Journalists’ strike averted

More than 100 newspapers around Norway will continue to publish as usual, and Norway’s major commercial TV channel, TV2, will stay on the air after negotiators for the country’s national journalists’ union and owners of media companies came to terms by Friday’s midnight deadline.

Their earlier failure to settle on a new contract had led to mediation, and national mediator Dag Nafstad succeeded in bringing the two sides close enough together to agree on a skisse, or rough draft of a new agreement between Norsk Journalistlag (NJ) and Mediebedriftenes Landsforening (MBL).

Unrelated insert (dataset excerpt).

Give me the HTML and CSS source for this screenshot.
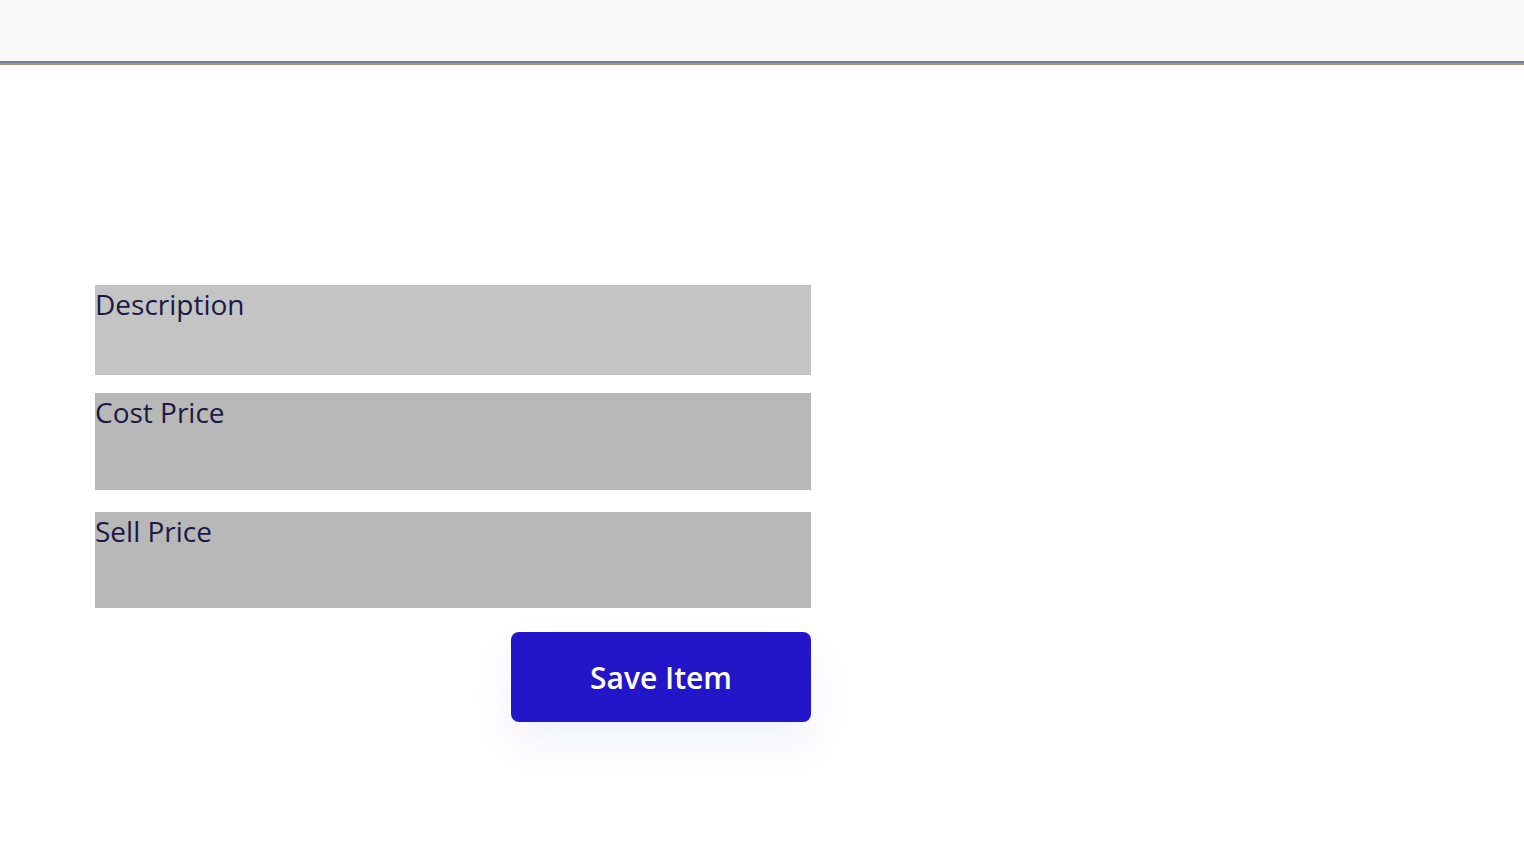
FILE: index.html
```html
<!DOCTYPE html>
<html lang="en">
<head>
    <meta charset="UTF-8">
    <meta name="viewport" content="width=device-width, initial-scale=1.0">
    <title>Add Item</title>
    <link rel="stylesheet" href="styles.css">
</head>
<body>
    <header class="topbar"></header>

    <div class="item-form">
        <div class="field field-desc">Description</div>
        <div class="field field-cost">Cost Price</div>
        <div class="field field-sell">Sell Price</div>
        <div class="actions">
            <button class="save-btn">Save Item</button>
        </div>
    </div>
</body>
</html>
```

FILE: styles.css
```css
body {
    font-family: "Open Sans", Arial, sans-serif;
    margin: 0;
    padding: 0;
    background-color: #ffffff;
}

.topbar {
    height: 61px;
    background-color: #f9f9f9;
    border-bottom: 2px solid #7280a0;
    box-shadow: 0 2px 0 #b5926e;
}

.item-form {
    width: 716px;
    margin: 222px 0 0 95px;
    padding-bottom: 120px;
    display: flex;
    flex-direction: column;
}

.field {
    color: #1b1a45;
    font-size: 28px;
    line-height: 38px;
    box-sizing: border-box;
}

.field-desc {
    height: 90px;
    background-color: #c4c4c4;
}

.field-cost {
    height: 97px;
    margin-top: 18px;
    background-color: #b8b8b8;
}

.field-sell {
    height: 96px;
    margin-top: 22px;
    background-color: #b8b8b8;
}

.actions {
    display: flex;
    justify-content: flex-end;
    margin-top: 24px;
}

.save-btn {
    width: 300px;
    height: 90px;
    background-color: #2316c8;
    color: white;
    border: none;
    border-radius: 8px;
    font-family: "Open Sans", Arial, sans-serif;
    font-size: 30px;
    font-weight: 600;
    box-shadow: 0 20px 40px rgba(70, 70, 220, 0.08);
    cursor: pointer;
}
```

All members of NJ will now receive a pay raise of NOK 10,000 (USD 1,700) plus whatever extra raises or terms that local journalist unions (called klubber, or “clubs”) can hammer out with their individual media employers. MBL had initially offered a flat raise of less than NOK 5,000, which NJ had rejected at the same time it complained that Norwegian journalists in general had been lagging behind Norway’s average pay raises of around 3.5-4 percent.

NJ leader Thomas Spence was satisfied with the national settlement but said local pay battles still loomed. MBL negotiators said they were glad a strike, which would have shut down 102 newspapers along with TV2 and news bureau NTB, was avoided but stressed that media companies remain in a difficult situation given recent declines in advertising revenue and newspaper circulation.